To our knowledge, Rep. Lamar Smith never brought a snowball onto the House floor like Sen. James Inhofe (R-Okla.), to "prove" that climate change was a hoax.
But once you've said that, you've said everything. In all other particulars, Smith has been the preeminent climate change denier in Congress. That's a problem, because he also has been serving as chairman of the House Committee on Science, Space and Technology, the last place where someone devoted to undermining scientific research belongs. From that perch, he's harassed government officials, Earth scientists and other academics whose work refutes his position that the human role in climate change is a myth.
On Thursday, Smith announced that he will be retiring when the congressional term, his 16th, ends in 2018. He didn't give much detail on his reasons, although he noted that he'll be term-limited out of his chairman's post then.
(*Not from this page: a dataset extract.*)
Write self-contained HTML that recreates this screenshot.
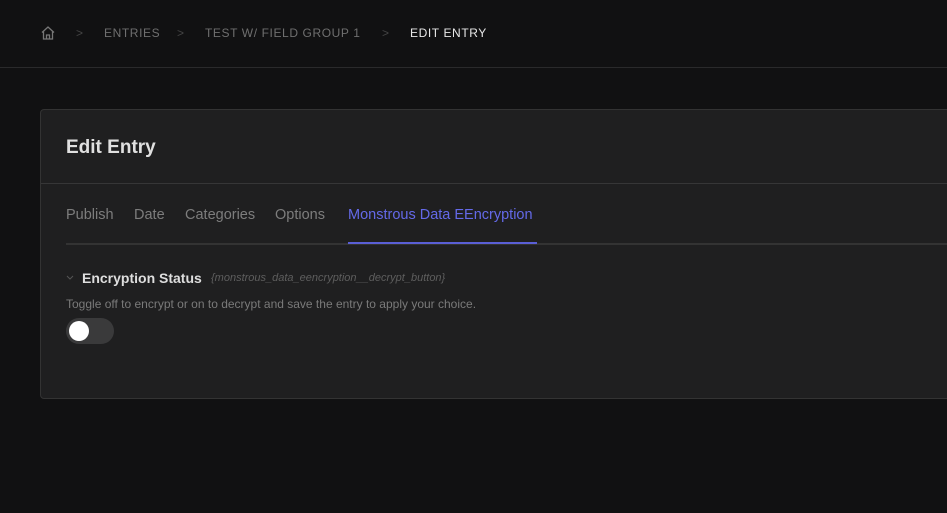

Good riddance. May we never see his like again.
As chairman of the science committee, Smith waged a war on scientists, research administrators and even state officials whose offense was to establish the human role in climate change. He has used his congressional authority to try to shield big oil companies such as Exxon Mobil from accusations that they connived in undermining public understanding of the climate crisis. Smith's legacy will be long-lasting and entirely discreditable. Our generation and those that follow will be paying the price of obstructionism like his, into the limitless future.
As we've observed, Smith's credentials as a climate change denier long have been unassailable. He dismissed the 2014 report by the United Nations' Intergovernmental Panel on Climate Change, which stated that "human interference with the climate system is occurring" and causes negative "impacts on natural and human systems on all continents and across the oceans" as "nothing new" and "more political than scientific."
Of a White House report in May 2014 citing the urgency of taking steps to address climate change, Smith said it was designed merely "to frighten Americans into believing that any abnormal weather we experience is the direct result of human CO2 emissions. In reality, there is little science to support any connection between climate change and more frequent or extreme storms."
In 2015, Smith spent months throwing a conniption fit over a report published by several government climate experts in the June 26 issue of the widely respected journal Science. He demanded emails and other correspondence from the scientists involved in the study, purportedly to ferret out evidence that they manipulated their data. In a Thanksgiving Day op-ed in the conservative Washington Times, he called the work of dedicated government researchers "not good science, [but] science fiction." Strong pushbacks came from the American Assn. for the Advancement of Science, the publisher of Science, among other research organizations. They upbraided Smith for implying scientific misconduct "despite a lack of public evidence" and all but labeled him an irresponsible ideologue.
Meanwhile Kathryn D. Sullivan, a former astronaut who headed the National Oceanic and Atmospheric Administration, Smith's prime target, rejected his demand for internal emails. "I have not and will not allow anyone to manipulate the science or coerce the scientists who work for me," she told Smith.
Earlier this year, Smith could be found carrying water for Exxon Mobil by trying to bully state attorneys general investigating allegations that the company fraudulently undermined public understanding of climate change while possessing scientific evidence that the problem is real. The investigations stem in part from reporting by The Times and InsideClimate News into the company's decades-long misinformation and disinformation campaign, to cast doubt on climate change science.
Playing the role of Exxon Mobil's marionette, Smith issued subpoenas to Eric Schneiderman and Maura Healey, the attorneys general of New York and Massachusetts, for documents of their contacts with climate activists, scientists and legal experts — among them former Vice President Al Gore and California billionaire Tom Steyer. On the deadline day, Smith's inbox was bare, except for messages from the attorneys general crisply advising him that his request was grossly out of line and, in fact, unconstitutional, since he was out to breach state sovereignty enshrined in the Bill of Rights.
What really motivates Smith? As we've observed in the past, the attack on climate change research isn't rooted so much in science but economics. The campaign exploits the vocabulary of science, but it's really designed to protect the profits of the fossil fuel industry. Surprise, surprise: If one adheres to the precept to "follow the money," one discovers that pantsfuls of it flow from the oil and gas industry into Smith's campaign accounts. Oil and gas contributors have directed nearly $760,000 in Smith's direction over his three-decade career in Congress. Since 2013, when he became chairman of the science committee, the oil and gas industry has topped the roster of his campaign donors.
During his subpoena campaign against Schneiderman and Healey, we asked, "How long does Lamar Smith intend to embarrass himself, his committee and Congress in this ridiculous quest to shut down investigations that could harm his patrons in the petroleum industry?" Finally, we have the answer: Until to the end of next year. Then, thankfully, he'll be gone.